Ultimately I suspect Lent is both much easier and much harder than we usually make it with our well-intentioned resolutions. Lent is easier if it is really about God’s compassion for us rather than our ascetic strivings. But the paradox is that letting go into the reality of God’s love can make the difficulty of our resolutions look like a walk in the park. Being enfolded in compassion requires a profound level of trust, a level of difficulty that dwarfs our resolutions to give up chocolate or coffee for a few weeks. Lent is a call not to focus on our own strivings but to let go into the reality of God’s deep longing for us.

The poet T.S. Eliot once said: “mankind cannot bear too much reality.” But perhaps that is what Lent is all about, facing the reality of God’s compassion and the paradox of how difficult that can be. And so Lent begins again and with it God’s ever open invitation.

Sunday, February 14, 2010

What Constitutes Holiness?

What makes a person holy? Hopefully all of us are striving for holiness, hard at work on our spiritual way, becoming more Christ-like as we grow in our faith. But we also know that certain people are clearly farther along on the journey toward holiness. The saints are obvious examples of people who have led transformed lives, their witness has been formally affirmed by the Church. But we also know ordinary people whom we recognize as having achieved what Benedict would call the heights of humility.

In our community one such holy person has just died. Those of you who knew her won’t be surprised to hear Sr. Wilma Schlangen described as such a person. Of course if anyone had told her that she was holy she would probably say “Oh no!” in her inimitable Minnesota accent. But for the many people whose lives she touched there was something very special, very holy about Wilma.

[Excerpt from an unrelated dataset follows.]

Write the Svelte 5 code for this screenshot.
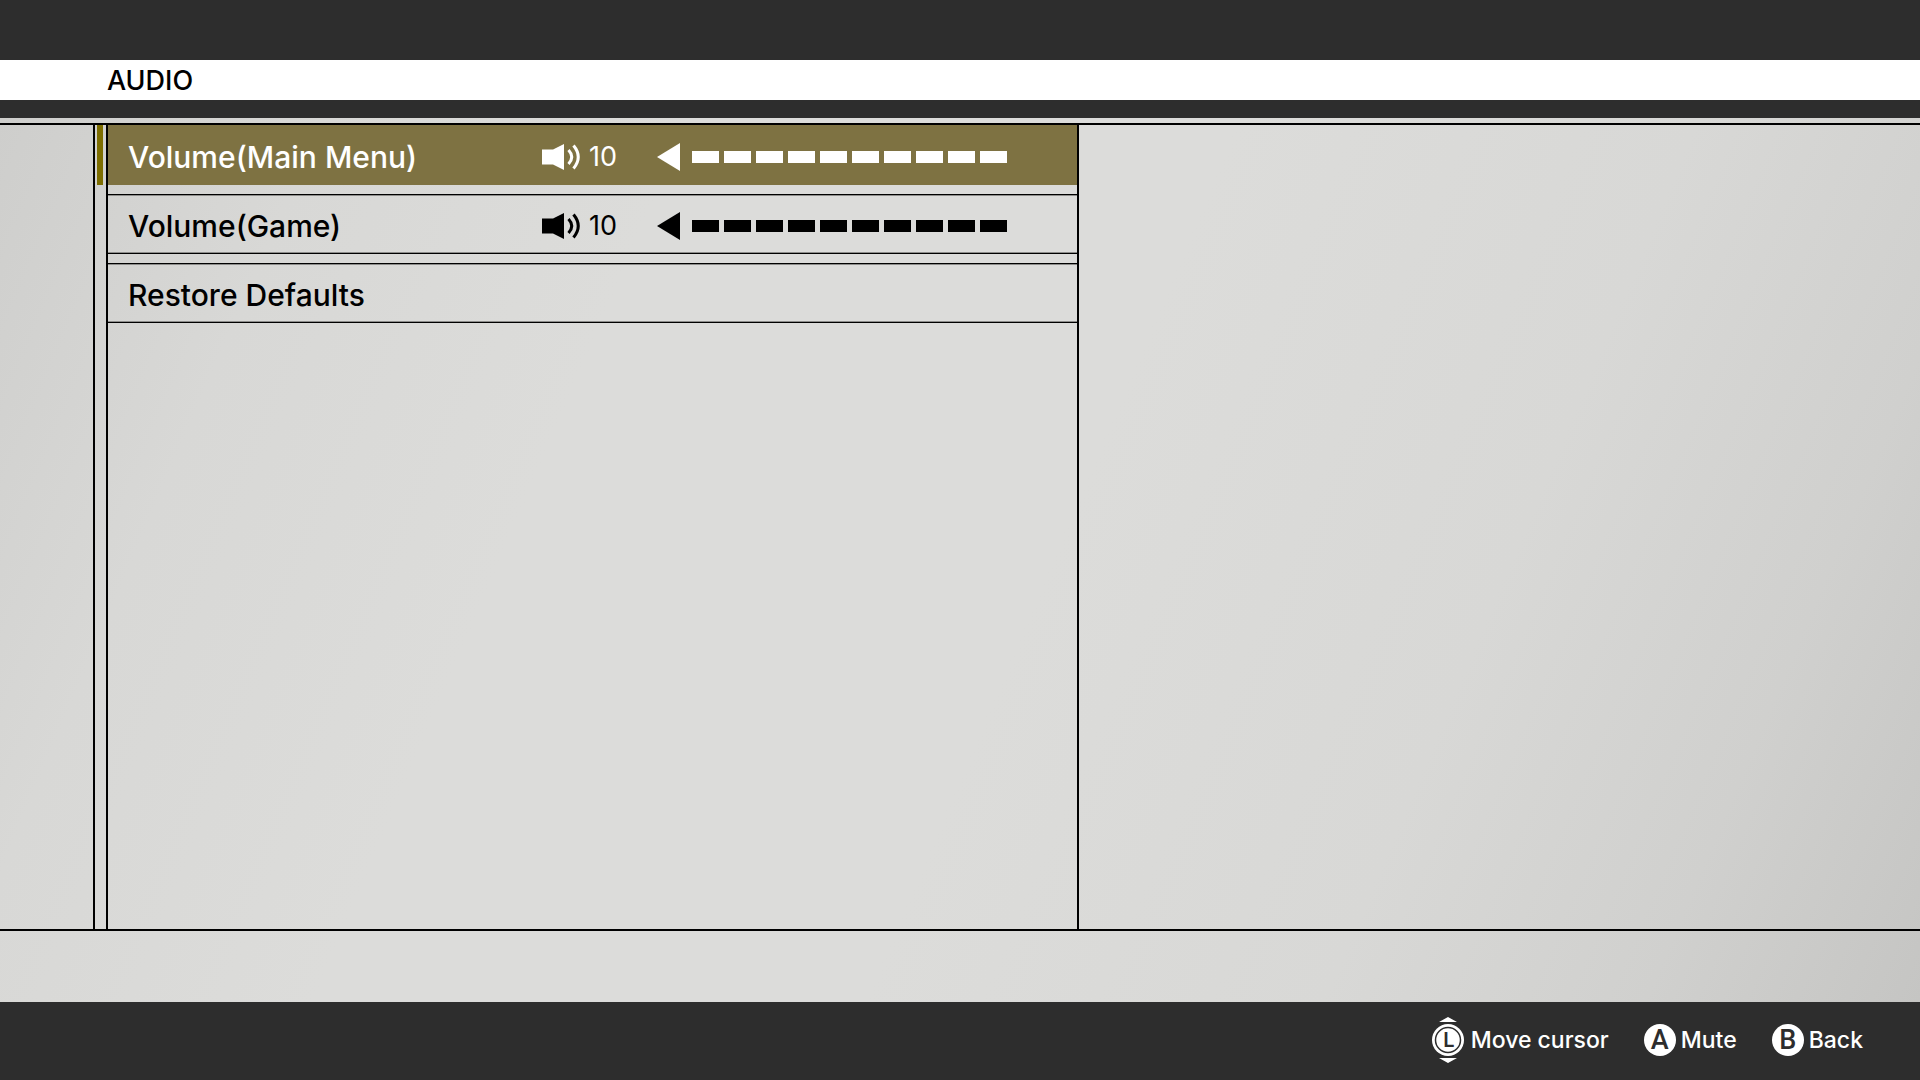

Sr. Wilma had an ability to make everyone feel special. So many people came through her old kitchen and were warmly embraced, accepted and loved. Each person was made to feel absolutely unique. Many visitors would encounter Wilma in the course of a few days or even a few hours and feel like they had just met a friend for life. I never had the heart to tell any of them that Wilma made everyone feel that way and that she may not remember them because she met so many people and was so present to each one.

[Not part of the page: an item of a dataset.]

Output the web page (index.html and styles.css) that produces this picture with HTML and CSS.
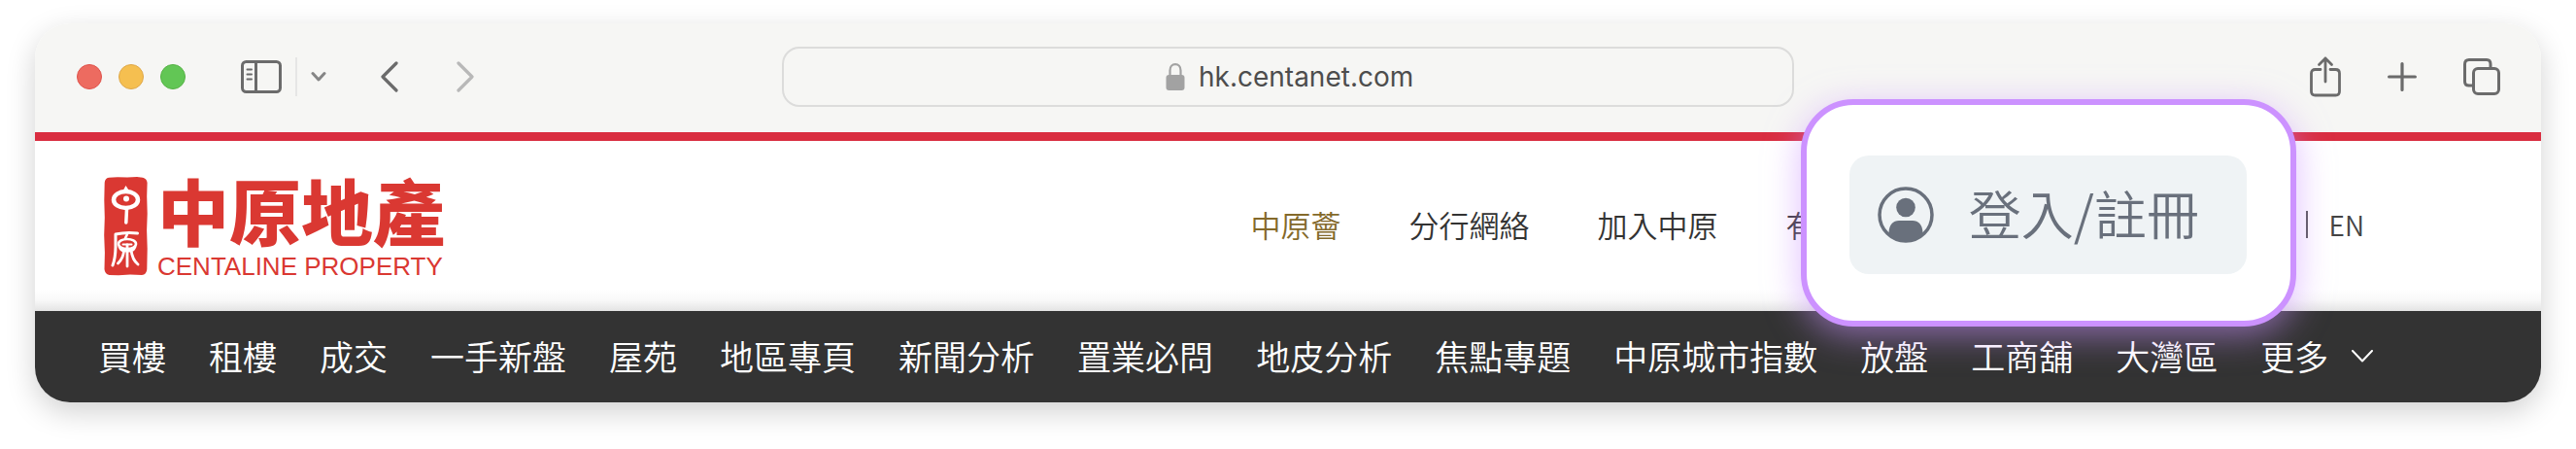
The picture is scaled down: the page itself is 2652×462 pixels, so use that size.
FILE: index.html
```html
<!DOCTYPE html>
<html lang="zh-Hant-HK">
<head>
<meta charset="utf-8">
<meta name="viewport" content="width=device-width, initial-scale=1">
<title>中原地產</title>
<link rel="stylesheet" href="styles.css">
</head>
<body>
<div class="window">
  <div class="toolbar">
    <div class="tools tools-left">
      <div class="lights">
        <span class="light light-red"></span>
        <span class="light light-yellow"></span>
        <span class="light light-green"></span>
      </div>
      <div class="sidebar-group">
        <button class="tool" aria-label="側邊欄">
          <svg width="42" height="34" viewBox="0 0 42 34" fill="none" stroke="#6b6b6b" stroke-width="3" stroke-linecap="round">
            <rect x="1.5" y="1.5" width="39" height="31" rx="4"/>
            <path d="M15.500 2V32"/>
            <path stroke-width="2" d="M6.500 9.500H11M6.500 14.500H11M6.500 19.500H11"/>
          </svg>
        </button>
        <span class="tool-divider"></span>
        <button class="tool" aria-label="選單">
          <svg width="16" height="12" viewBox="0 0 16 12" fill="none" stroke="#858585" stroke-width="3" stroke-linecap="round" stroke-linejoin="round"><path d="M2 2.500L8 9L14 2.500"/></svg>
        </button>
      </div>
      <div class="history">
        <button class="tool" aria-label="上一頁">
          <svg width="18" height="32" viewBox="0 0 18 32" fill="none" stroke="#6b6b6b" stroke-width="3.200" stroke-linecap="round" stroke-linejoin="round"><path d="M16 2L2 16L16 30"/></svg>
        </button>
        <button class="tool" aria-label="下一頁">
          <svg width="18" height="32" viewBox="0 0 18 32" fill="none" stroke="#b8b8b8" stroke-width="3.200" stroke-linecap="round" stroke-linejoin="round"><path d="M2 2L16 16L2 30"/></svg>
        </button>
      </div>
    </div>
    <label class="address">
      <svg width="20" height="28" viewBox="0 0 20 28"><path d="M4.500 13V7.500C4.500 3.500 7 1.200 10 1.200S15.500 3.500 15.500 7.500V13" fill="none" stroke="#a2a2a2" stroke-width="2.200"/><rect x="0.500" y="12" width="19" height="16" rx="3" fill="#a2a2a2"/></svg>
      <input class="address-input" type="text" value="hk.centanet.com" aria-label="網址">
    </label>
    <div class="tools tools-right">
      <button class="tool" aria-label="分享">
        <svg width="32" height="42" viewBox="0 0 32 42" fill="none" stroke="#6b6b6b" stroke-width="2.800" stroke-linecap="round" stroke-linejoin="round">
          <path d="M11 13.500H5.500C3 13.500 1.500 15 1.500 17.500V36C1.500 38.500 3 40 5.500 40H26.500C29 40 30.500 38.500 30.500 36V17.500C30.500 15 29 13.500 26.500 13.500H21"/>
          <path d="M16 26V2M9.500 8.500L16 2L22.500 8.500"/>
        </svg>
      </button>
      <button class="tool" aria-label="新分頁">
        <svg width="30" height="30" viewBox="0 0 30 30" fill="none" stroke="#6b6b6b" stroke-width="3.200" stroke-linecap="round"><path d="M15 1.600V28.400M1.600 15H28.400"/></svg>
      </button>
      <button class="tool" aria-label="分頁概覽">
        <svg width="38" height="38" viewBox="0 0 38 38" fill="none" stroke="#6b6b6b" stroke-width="3" stroke-linecap="round">
          <rect x="10.500" y="10.500" width="26" height="26" rx="4.500"/>
          <path d="M28 9V6C28 3 26.500 1.500 24 1.500H6C3 1.500 1.500 3 1.500 6V24C1.500 26.500 3 28 6 28H9"/>
        </svg>
      </button>
    </div>
  </div>

  <header class="site-header">
    <a class="brand" href="#">
      <svg class="seal" width="45" height="102" viewBox="0 0 45 102" fill="none" stroke="#fff" stroke-linecap="round" stroke-linejoin="round">
        <path fill="#da3832" stroke="none" d="M5 .8L14 .2L24 .6L34 .1L40 .7Q44 1.500 44.600 6L44.200 20L44.700 38L44.100 55L44.700 74L44.300 95Q44 100.500 39 101L27 100.600L15 101.200L5.500 101Q1 100 .5 95L.9 78L.2 60L.8 42L.3 24L.7 6Q1 1.500 5 .8Z"/>
        <ellipse cx="22.500" cy="23.500" rx="12.500" ry="8.500" stroke-width="4.500"/>
        <circle cx="23" cy="22.500" r="3" fill="#fff" stroke="none"/>
        <path fill="#fff" stroke="none" d="M22.500 9L25.500 13.500L30 16H16L20 13.500Z"/>
        <path stroke-width="3.500" d="M23.500 33L22.800 47"/>
        <path stroke-width="3" d="M34.500 58Q23 56.500 12 59V71Q12 83 9 91"/>
        <path stroke-width="2.600" d="M24 59L22 63"/>
        <ellipse cx="24" cy="69" rx="9" ry="5" stroke-width="2.600"/>
        <path stroke-width="2" d="M19.500 69.500H28.500"/>
        <path stroke-width="2.800" d="M24 70V92M20.500 75Q20.500 83 14.500 89M28 75Q29 85 35 90M16 72Q18 77 23 76M32 72Q30 77 25 76"/>
      </svg>
      <span class="brand-text">
        <span class="brand-zh">中原地產</span>
        <span class="brand-en">CENTALINE PROPERTY</span>
      </span>
    </a>
    <nav class="links">
      <a class="link link-gold" href="#">中原薈</a>
      <a class="link" href="#">分行網絡</a>
      <a class="link" href="#">加入中原</a>
      <a class="link" href="#">有</a>
    </nav>
    <div class="language">
      <span class="language-divider"></span>
      <a class="language-link" href="#">EN</a>
    </div>
  </header>

  <nav class="menu">
    <a class="menu-item" href="#">買樓</a>
    <a class="menu-item" href="#">租樓</a>
    <a class="menu-item" href="#">成交</a>
    <a class="menu-item" href="#">一手新盤</a>
    <a class="menu-item" href="#">屋苑</a>
    <a class="menu-item" href="#">地區專頁</a>
    <a class="menu-item" href="#">新聞分析</a>
    <a class="menu-item" href="#">置業必問</a>
    <a class="menu-item" href="#">地皮分析</a>
    <a class="menu-item" href="#">焦點專題</a>
    <a class="menu-item" href="#">中原城市指數</a>
    <a class="menu-item" href="#">放盤</a>
    <a class="menu-item" href="#">工商舖</a>
    <a class="menu-item" href="#">大灣區</a>
    <button class="menu-item menu-more">更多
      <svg width="22" height="13" viewBox="0 0 22 13" fill="none" stroke="#fff" stroke-width="2" stroke-linecap="round" stroke-linejoin="round"><path d="M1 1L11 11.500L21 1"/></svg>
    </button>
  </nav>

  <div class="callout">
    <button class="login">
      <svg width="58" height="58" viewBox="0 0 58 58">
        <circle cx="29" cy="29" r="27" fill="none" stroke="#69707c" stroke-width="3.500"/>
        <circle cx="29" cy="21.500" r="9.800" fill="#69707c"/>
        <path fill="#69707c" d="M11.500 49V47C12 39 16 35 22 35H36C42 35 46 39 46.500 47V49Q39 57 29 57T11.500 49Z"/>
      </svg>
      <span class="login-text">登入/註冊</span>
    </button>
  </div>
</div>
</body>
</html>
```

FILE: styles.css
```css
* {
  box-sizing: border-box;
}

body {
  margin: 0;
  padding: 24px 36px 48px;
  background: #fff;
  font-family: "Noto Sans CJK TC", "Noto Sans CJK HK", sans-serif;
  font-weight: 350;
}

a {
  color: inherit;
  text-decoration: none;
}

button {
  padding: 0;
  border: 0;
  background: none;
  color: inherit;
  font: inherit;
  cursor: pointer;
}

svg {
  display: block;
  flex: none;
}

.window {
  position: relative;
  border-radius: 36px;
  background: #fff;
  box-shadow: 0 10px 30px rgba(0, 0, 0, 0.18);
}

/* Browser toolbar */

.toolbar {
  display: grid;
  grid-template-columns: 1fr 40.4% 1fr;
  align-items: center;
  height: 112px;
  padding-bottom: 2px;
  border-radius: 36px 36px 0 0;
  background: #f6f6f4;
}

.tools {
  display: flex;
  align-items: center;
}

.tools-left {
  padding-left: 43px;
}

.tools-right {
  justify-content: flex-end;
  gap: 48px;
  padding-right: 42px;
}

.lights {
  display: flex;
  gap: 17px;
  margin-right: 57px;
}

.light {
  width: 26px;
  height: 26px;
  border: 1px solid #e0524b;
  border-radius: 50%;
  background: #ed6b60;
}

.light-yellow {
  border-color: #dfa84a;
  background: #f5bf50;
}

.light-green {
  border-color: #56b246;
  background: #62c655;
}

.sidebar-group {
  display: flex;
  align-items: center;
  gap: 14px;
  margin-right: 56px;
}

.tool-divider {
  width: 2px;
  height: 40px;
  background: #e6e6e5;
}

.history {
  display: flex;
  gap: 60px;
}

.address {
  display: flex;
  align-items: center;
  justify-content: center;
  gap: 14px;
  height: 62px;
  padding-left: 4px;
  border: 2px solid #dcdcdb;
  border-radius: 18px;
}

.address-input {
  width: 222px;
  padding: 0;
  border: 0;
  outline: 0;
  background: none;
  color: #4d4d4d;
  font: 28px/36px Inter, sans-serif;
}

/* Site header */

.site-header {
  display: flex;
  align-items: center;
  height: 184px;
  padding: 0 182px 0 71px;
  border-top: 9px solid #d92d40;
  background: linear-gradient(to top, #e4e4e4, #fafafa 12px, #fff 22px);
}

.brand {
  display: flex;
  align-items: center;
  gap: 10px;
  color: #da3832;
}

.brand-text {
  display: flex;
  flex-direction: column;
  gap: 10px;
}

.brand-zh {
  font-size: 74px;
  font-weight: 900;
  line-height: 72px;
}

.brand-en {
  font: 26px/26px "Liberation Sans", Arial, sans-serif;
}

.links {
  display: flex;
  gap: 70px;
  margin-left: auto;
  margin-right: 504px;
  padding-bottom: 4px;
  color: #333;
  font-size: 31px;
  line-height: 44px;
}

.link-gold {
  color: #84692a;
}

.language {
  display: flex;
  align-items: center;
  gap: 22px;
  padding-bottom: 4px;
}

.language-divider {
  width: 2px;
  height: 28px;
  background: #555;
}

.language-link {
  color: #444;
  font-size: 28px;
  line-height: 40px;
}

/* Main menu */

.menu {
  display: flex;
  align-items: center;
  gap: 44px;
  height: 94px;
  padding: 0 65px 2px;
  border-radius: 0 0 36px 36px;
  background: #333;
  color: #fff;
  font-size: 35px;
  line-height: 50px;
  white-space: nowrap;
}

.menu-more {
  display: flex;
  align-items: center;
  gap: 24px;
}

/* Enlarged login button over the page */

.callout {
  position: absolute;
  top: 78px;
  right: 252px;
  padding: 52px 45px 48px 44px;
  border: 6px solid #cc92ff;
  border-radius: 54px;
  background: #fff;
  box-shadow: 0 8px 36px rgba(204, 146, 255, 0.6);
}

.login {
  display: flex;
  align-items: center;
  gap: 36px;
  height: 122px;
  padding: 0 49px 0 29px;
  border-radius: 20px;
  background: #eff3f5;
  color: #69707c;
  font-size: 54px;
  line-height: 78px;
}

.login-text {
  padding-bottom: 4px;
}
```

Perhaps the key to Wilma’s holiness, or any other exceptional person, is that God’s light shines through them exactly as they are with all their limitations. Holiness does not mean perfection, a lack of flaws, a person who is “too good to be true;” holiness is a quality that simply means that the rough edges have been smoothed out, they haven’t been eliminated.

Like all of us Wilma had her edges. In her 94 years Sr. Wilma walked a path of holiness through work. She worked incredibly hard, set herself incredibly high standards and expected other people to meet those standards. Many people shared memories of working with her in the kitchen and having her exclaim “oh, you’re not going to use that pot are you?” Many more people came through the old kitchen assuming that they already knew how to string beans, sort raspberries, crack walnuts or any one of multiple tasks, only to be very clearly told by Wilma exactly what they were doing wrong.

But Sr. Wilma was also a Benedictine in whom there was no guile. She was absolutely honest in all her interactions whether that was making someone feel absolutely loved and welcome or telling them they were cutting apples all wrong or saying with great concern “you have gained weight haven’t you?” But whatever she said there was only truth, and even if you were a disaster in the kitchen or garden you knew that Wilma still loved you.

Perhaps holiness is about having experienced God’s love without reservation, having come, through long years and perhaps difficult experience, to the place where the reality of God’s unconditional embrace is the clearest reality. In her life Wilma knew suffering, rejection, doubt. She struggled with what it meant to be a good religious, a good community member. But by the time she died, tired and ready to go “home,” she also knew that God’s light shone through her, not as a reward for her many years of hard work, but as the reality of God’s free gift of love. The holiness that Wilma manifest for all of us was that light, that love that simply radiated from her deepest being.

Wilma has completed her journey toward holiness. For those of us that come after her Wilma has given us the gift of seeing that holiness isn’t a denial of our fallible humanity but it is a celebration and transformation of our deepest selves. To be holy is to rejoice that we have been give the gift of being made in the image of God and that on the journey of life we become ever more like the God whose image we share. And so, with every raspberry we pick, with every person we meet and love, we remember Wilma, and know as she did, that we are embraced and loved by God just as we are.